There are a number of metrics important with measuring the impact of libraries on an organization:

  • Percentage of teams using library (# of adopters / # of candidates)
  • Percentage of teams on the most recent release
  • Distributions of teams behind the current release, ie What percentage of teams are within at least 2 releases?
  • How long it takes each team to update to new releases
  • Feature Coverage / Team — What percentage of library features is each team using?

When To Use

  • When the functionality that is being encapsulated in a library is application level, ie logging, metrics, computations, client libraries
  • Minimize the time teams needs to invest in order to perform some functionality.
  • Organization would like to promote a single best practice way of doing things
  • There is functionality common to multiple services but is currently duplicated across services.
  • When the org would like to open source a piece of functionality

Conclusion

Libraries are an excellent place to begin formalizing a platform.
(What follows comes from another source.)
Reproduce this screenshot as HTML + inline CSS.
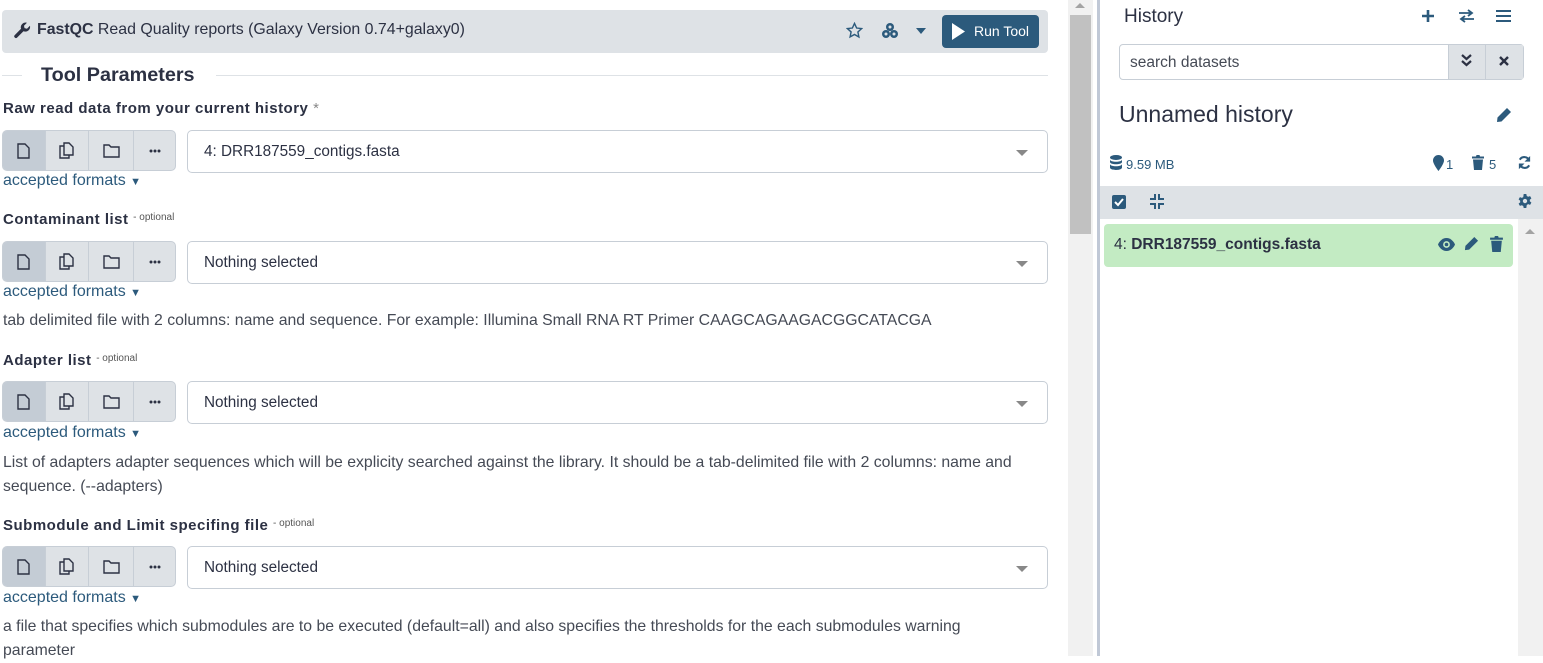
<!DOCTYPE html>
<html><head><meta charset="utf-8"><style>
*{box-sizing:border-box;margin:0;padding:0}
body{width:1543px;height:656px;overflow:hidden;background:#fff;font-family:"Liberation Sans",sans-serif;color:#2c3143;position:relative}
.abs{position:absolute}
.hdr{left:2px;top:10px;width:1046px;height:43px;background:#dee2e6;border-radius:4px}
.lbl{left:3px;font-size:15px;letter-spacing:0.5px;font-weight:bold;color:#2c3143}
.opt{font-size:10px;letter-spacing:0;font-weight:normal;color:#555;vertical-align:4px}
.grp{left:2px;width:174px;height:41px;border:1px solid #c7ced6;border-radius:5px;background:#dee2e6;display:flex;overflow:hidden}
.grp div{height:100%;display:flex;align-items:center;justify-content:center;border-right:1px solid #c7ced6}
.grp div:last-child{border-right:none}
.sel{left:187px;width:861px;height:43px;border:1px solid #c7ced6;border-radius:5px;font-size:15.3px;padding:12px 0 0 16px;color:#2c3143}
.sel:after{content:"";position:absolute;right:19px;top:19px;border-left:6px solid transparent;border-right:6px solid transparent;border-top:6px solid #888}
.fmt{left:3px;font-size:16px;color:#2c5a7c}
.help{left:3px;font-size:15.8px;color:#454a55;line-height:24px;width:1048px}
.ic{fill:#2c5a7c}
</style></head><body>
<div class="abs hdr"></div>
<svg class="abs" style="left:14px;top:22px" width="17" height="17" viewBox="0 0 16 16"><path fill="#2c3143" d="M15 3.5l-2.8 2.8-2.3-.5-.5-2.3L12.2.7A4.5 4.5 0 0 0 6.6 6.4L.7 12.3a1.6 1.6 0 0 0 2.3 2.3l5.9-5.9A4.5 4.5 0 0 0 15 3.5z"/></svg>
<div class="abs" style="left:37px;top:21px;font-size:15.9px;color:#2c3143"><b>FastQC</b> Read Quality reports (Galaxy Version 0.74+galaxy0)</div>
<svg class="abs" style="left:846px;top:22px" width="17" height="17" viewBox="0 0 24 24"><path fill="none" stroke="#2c5a7c" stroke-width="2" d="M12 2l3 6.5 7 .8-5.2 4.8 1.4 7L12 17.6 5.8 21l1.4-7L2 9.3l7-.8z"/></svg>
<svg class="abs" style="left:881px;top:22px" width="18" height="17" viewBox="0 0 18 17"><g class="ic"><circle cx="9" cy="5" r="4"/><circle cx="5" cy="12" r="4"/><circle cx="13" cy="12" r="4"/></g><g fill="#dee2e6"><circle cx="9" cy="5" r="1.5"/><circle cx="5" cy="12" r="1.5"/><circle cx="13" cy="12" r="1.5"/></g></svg>
<div class="abs" style="left:916px;top:28px;border-left:5px solid transparent;border-right:5px solid transparent;border-top:6px solid #2c5a7c"></div>
<div class="abs" style="left:942px;top:15px;width:97px;height:33px;background:#2c5a7c;border-radius:4px;color:#fff;font-size:14px"><svg class="abs" style="left:10px;top:8px" width="13" height="17" viewBox="0 0 13 17"><path fill="#fff" d="M0 0l13 8.5L0 17z"/></svg><span class="abs" style="left:32px;top:8px">Run Tool</span></div>

<div class="abs" style="left:2px;top:75px;width:20px;height:1px;background:#dee2e6"></div>
<div class="abs" style="left:216px;top:75px;width:832px;height:1px;background:#dee2e6"></div>
<div class="abs" style="left:41px;top:64px;font-size:19.8px;font-weight:bold;color:#2c3143">Tool Parameters</div>

<div class="abs lbl" style="top:100px">Raw read data from your current history <span style="color:#888;font-weight:normal">*</span></div>
<div class="abs grp" style="top:130px"></div>
<div class="abs sel" style="top:130px">4: DRR187559_contigs.fasta</div>
<div class="abs fmt" style="top:172px">accepted formats <span style="font-size:11px">▼</span></div>

<div class="abs lbl" style="top:211px">Contaminant list <span class="opt">- optional</span></div>
<div class="abs grp" style="top:241px"></div>
<div class="abs sel" style="top:241px">Nothing selected</div>
<div class="abs fmt" style="top:283px">accepted formats <span style="font-size:11px">▼</span></div>
<div class="abs help" style="top:309px">tab delimited file with 2 columns: name and sequence. For example: Illumina Small RNA RT Primer CAAGCAGAAGACGGCATACGA</div>

<div class="abs lbl" style="top:352px">Adapter list <span class="opt">- optional</span></div>
<div class="abs grp" style="top:381px"></div>
<div class="abs sel" style="top:381px">Nothing selected</div>
<div class="abs fmt" style="top:424px">accepted formats <span style="font-size:11px">▼</span></div>
<div class="abs help" style="top:451px">List of adapters adapter sequences which will be explicity searched against the library. It should be a tab-delimited file with 2 columns: name and sequence. (--adapters)</div>

<div class="abs lbl" style="top:517px">Submodule and Limit specifing file <span class="opt">- optional</span></div>
<div class="abs grp" style="top:546px"></div>
<div class="abs sel" style="top:546px">Nothing selected</div>
<div class="abs fmt" style="top:589px">accepted formats <span style="font-size:11px">▼</span></div>
<div class="abs help" style="top:615px;width:1000px">a file that specifies which submodules are to be executed (default=all) and also specifies the thresholds for the each submodules warning parameter</div>

<div class="abs" style="left:1068px;top:0;width:25px;height:656px;background:#f1f1f1"></div>
<div class="abs" style="left:1075px;top:3px;border-left:5px solid transparent;border-right:5px solid transparent;border-bottom:5px solid #a3a3a3"></div>
<div class="abs" style="left:1070px;top:15px;width:21px;height:219px;background:#c1c1c1"></div>
<div class="abs" style="left:1097px;top:0;width:3px;height:656px;background:#c0c8d6"></div>

<div class="abs" style="left:1124px;top:6px;font-size:19px;color:#2c3143">History</div>
<svg class="abs" style="left:1421px;top:9px" width="14" height="14" viewBox="0 0 14 14"><path d="M7 1v12M1 7h12" stroke="#2c5a7c" stroke-width="2.6"/></svg>
<svg class="abs" style="left:1458px;top:9px" width="17" height="14" viewBox="0 0 17 14"><path d="M1 4h13M10 1l4 3-4 3M16 10H3M7 7l-4 3 4 3" fill="none" stroke="#2c5a7c" stroke-width="1.8"/></svg>
<svg class="abs" style="left:1496px;top:9px" width="15" height="14" viewBox="0 0 15 14"><path d="M0 2h15M0 7h15M0 12h15" stroke="#2c5a7c" stroke-width="2"/></svg>
<div class="abs" style="left:1119px;top:44px;width:405px;height:36px;border:1px solid #c7ced6;border-radius:4px"></div>
<div class="abs" style="left:1448px;top:45px;width:75px;height:34px;background:#dee2e6;border-left:1px solid #c7ced6"></div>
<div class="abs" style="left:1485px;top:45px;width:1px;height:34px;background:#c7ced6"></div>
<div class="abs" style="left:1130px;top:54px;font-size:15.5px;color:#454a55">search datasets</div>
<svg class="abs" style="left:1461px;top:54px" width="11" height="13" viewBox="0 0 11 13"><path d="M1 1l4.5 4 4.5-4M1 7l4.5 4 4.5-4" fill="none" stroke="#2c3143" stroke-width="2.2"/></svg>
<svg class="abs" style="left:1499px;top:56px" width="10" height="10" viewBox="0 0 10 10"><path d="M1 1l8 8M9 1l-8 8" stroke="#2c3143" stroke-width="2.4"/></svg>
<div class="abs" style="left:1119px;top:101px;font-size:23px;color:#2c3143">Unnamed history</div>
<svg class="abs" style="left:1496px;top:107px" width="16" height="16" viewBox="0 0 16 16"><path fill="#2c5a7c" d="M11 1l4 4-9.5 9.5L1 15l.5-4.5z"/></svg>
<svg class="abs" style="left:1110px;top:155px" width="12" height="15" viewBox="0 0 12 15"><g fill="#2c5a7c"><ellipse cx="6" cy="2.5" rx="6" ry="2.5"/><path d="M0 4.5c0 3 12 3 12 0V7c0 3-12 3-12 0zM0 9c0 3 12 3 12 0v3.5c0 3.3-12 3.3-12 0z"/></g></svg>
<div class="abs" style="left:1126px;top:157px;font-size:13px;color:#2c5a7c">9.59 MB</div>
<svg class="abs" style="left:1433px;top:155px" width="11" height="16" viewBox="0 0 11 16"><path fill="#2c5a7c" d="M5.5 0A5.5 5.5 0 0 0 0 5.5C0 9 5.5 16 5.5 16S11 9 11 5.5A5.5 5.5 0 0 0 5.5 0z"/></svg>
<div class="abs" style="left:1446px;top:157px;font-size:13px;color:#2c5a7c">1</div>
<svg class="abs" style="left:1472px;top:155px" width="12" height="15" viewBox="0 0 12 15"><path fill="#2c5a7c" d="M0 1.5h4l.5-1.5h3L8 1.5h4v2H0zM1 4.5h10L10 15H2z"/></svg>
<div class="abs" style="left:1489px;top:157px;font-size:13px;color:#2c5a7c">5</div>
<svg class="abs" style="left:1517px;top:155px" width="15" height="15" viewBox="0 0 16 16"><path d="M13 6A5.5 5.5 0 0 0 3 5M3 10a5.5 5.5 0 0 0 10 1" fill="none" stroke="#2c5a7c" stroke-width="2.2"/><path fill="#2c5a7c" d="M14 1v6H8zM2 15V9h6z"/></svg>
<div class="abs" style="left:1100px;top:186px;width:443px;height:33px;background:#dee2e6"></div>
<svg class="abs" style="left:1112px;top:195px" width="14" height="14" viewBox="0 0 14 14"><rect width="14" height="14" rx="2" fill="#2c5a7c"/><path d="M3 7l3 3 5-6" fill="none" stroke="#fff" stroke-width="2"/></svg>
<svg class="abs" style="left:1150px;top:194px" width="14" height="15" viewBox="0 0 14 15"><path d="M5 0v5H0M9 0v5h5M5 15v-5H0M9 15v-5h5" fill="none" stroke="#2c5a7c" stroke-width="2"/></svg>
<svg class="abs" style="left:1518px;top:194px" width="14" height="14" viewBox="0 0 16 16"><path fill="#2c5a7c" d="M6.5 0h3l.5 2.3 1.6.9 2.2-.8 1.5 2.6-1.8 1.5v1.8l1.8 1.5-1.5 2.6-2.2-.8-1.6.9L9.5 16h-3L6 13.7l-1.6-.9-2.2.8L.7 11l1.8-1.5V7.7L.7 6.2 2.2 3.6l2.2.8L6 3.5z"/><circle cx="8" cy="8" r="2.5" fill="#dee2e6"/></svg>
<div class="abs" style="left:1518px;top:219px;width:25px;height:437px;background:#f1f1f1"></div>
<div class="abs" style="left:1525px;top:229px;border-left:5px solid transparent;border-right:5px solid transparent;border-bottom:5px solid #a3a3a3"></div>
<div class="abs" style="left:1104px;top:224px;width:409px;height:43px;background:#c3ebc3;border-radius:4px"></div>
<div class="abs" style="left:1114px;top:236px;font-size:15.5px;color:#2c3143">4: <b>DRR187559_contigs.fasta</b></div>
<svg class="abs" style="left:1438px;top:238px" width="17" height="13" viewBox="0 0 17 13"><path fill="#2c5a7c" d="M8.5 0C4 0 1 4 0 6.5 1 9 4 13 8.5 13S16 9 17 6.5C16 4 13 0 8.5 0z"/><circle cx="8.5" cy="6.5" r="3.4" fill="#c3ebc3"/><circle cx="8.5" cy="6.5" r="1.8" fill="#2c5a7c"/></svg>
<svg class="abs" style="left:1464px;top:236px" width="15" height="15" viewBox="0 0 16 16"><path fill="#2c5a7c" d="M11 1l4 4-9.5 9.5L1 15l.5-4.5z"/></svg>
<svg class="abs" style="left:1490px;top:236px" width="13" height="16" viewBox="0 0 12 15"><path fill="#2c5a7c" d="M0 1.5h4l.5-1.5h3L8 1.5h4v2H0zM1 4.5h10L10 15H2z"/></svg>

<script>
var icons=['<svg width="13" height="16" viewBox="0 0 13 16"><path d="M1 1h7l4 4v10H1z" fill="none" stroke="#2c3143" stroke-width="1.4"/></svg>',
'<svg width="15" height="17" viewBox="0 0 15 17"><path d="M5 1h5l4 4v8H5z M5 4H1v12h9v-3" fill="none" stroke="#2c3143" stroke-width="1.4"/></svg>',
'<svg width="17" height="14" viewBox="0 0 17 14"><path d="M1 1h5l2 2h8v10H1z" fill="none" stroke="#2c3143" stroke-width="1.4"/></svg>',
'<svg width="12" height="4" viewBox="0 0 12 4"><circle cx="2" cy="2" r="1.5" fill="#2c3143"/><circle cx="6" cy="2" r="1.5" fill="#2c3143"/><circle cx="10" cy="2" r="1.5" fill="#2c3143"/></svg>'];
var w=[43,44,46,41];
document.querySelectorAll('.grp').forEach(function(g){g.innerHTML=icons.map(function(s,i){return '<div style="width:'+w[i]+'px;'+(i==0?'background:#c4ccd5':'')+'">'+s+'</div>'}).join('')});
</script>
</body></html>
Because they are shared and most languages provide built in ways to distribute them, they make a great first place to begin shaping a platform. Encapsulating functionality in a library can provide velocity speedups by reducing the amount of duplication, providing a single audible centralized location for functionality. Most importantly libraries reduce teams platform adoption cost. Instead of coding functionality from the bottom up they can pull in libraries providing capabilities they need which allows them to focus on their business domain and delivering the customer and business value.